Size of farm: 52 acres (21 ha); 7 acres coffee (3.5 ha)


I noticed this the other day. Transparency is a good thing. I am looking forward to the point where this information is on the bags somewhere. My appreciation for this extra info comes a bit from my purist side but also from my sales/marketing side. Being able to go that extra bit and talk about the coffees elevation or varieties can really sell someone on your coffee. That and it's just cool to know!

BTW does anyone question the palate of Ken Davids? Sometimes his scores seem like he rolled a handful of dice and just went with it! Having tasted many of the coffees he has, I read the reviews and just wonder what was he tasting that day?

FYI Take note fellow New England Barista!



Jaime

Labels:

 
Comments:
I have to agree.

I LOVE the transparency. I want to know what it is I'm drinking, serving, heck.. what I'm roasting. It's hard to find this even from green coffee retailers.

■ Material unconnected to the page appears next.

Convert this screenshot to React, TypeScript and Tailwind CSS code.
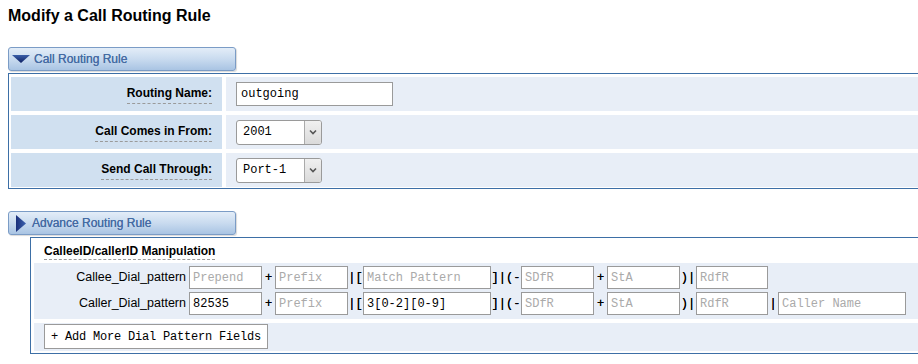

People don't ever really ask, but I feel unequiped to answer any questions about a coffee unless I know about it intimately.

In regards to Ken's reviews, for the most part, I pretty much agree. Most of the time, it's way off, and the scores seem sort of.. random.
 
Yo Jaime

ok this doesn't necessarily have anything to do with your post on the transparency of coffee BUT..I did come across an article on Andrea Illy (illycaffe..which hasn't stormed america yet i dont think...)in 'the economist' and of course I couldn't help but think of you coffee geeks. Basically the article talks about how Illy is obsessed with perfection and quality "in every cup" and a "firm standardised espresso making" process. With regards to that...how do you feel about a "standardisation" of espresso? Is that what you're trying to achieve?..(a high standard that is..) but even so..once you've reached that bar, what more is there to reach for? Or is that it. Maybe I'm being too broad...either way, what do you think about andrea illy? corporate fiend? business role model? both?
 
Standardization is often easy to associate with homogenity. Rather than mix terms, I have always thought of higher standards as simply this:
Better quality green + better quality execution = More Flavor.
Flavor is the ultimate arbitor. Every new crop presents new tastes and a new challenge to express those tastes. Every new brewing variable we discover that makes some unexpected flavor sing is what gives us hope that all this is just the tip of an iceberg. An industry in it's infancy about to explode into something where Sbux is fast food and true specialty shops emerge serving boutique coffees with defined and distinct tastes that even a non coffee drinker can see if not appreciate.
Andreas seems to be a flashy marketer and very fashion conscious. His 'new wave' of preground pod machines does not interest me. It's like the food network, do you like Bobby Flay or Alton Brown? Style vs substance.
 
heh, yeah i forgot to mention that illy was cronies with schultz from starbucks, that in itself is probably a siren that you would not like his approach. (although illycaffe is supposedly more acclaimed for its flavorful coffee than starbucks). anyway, point taken, processed and served without sugar.
 
Re: Davids reviews. We totally agree with you Jaimie, but we think maybe more than dice throwing goes into getting a 90+ from coffee review.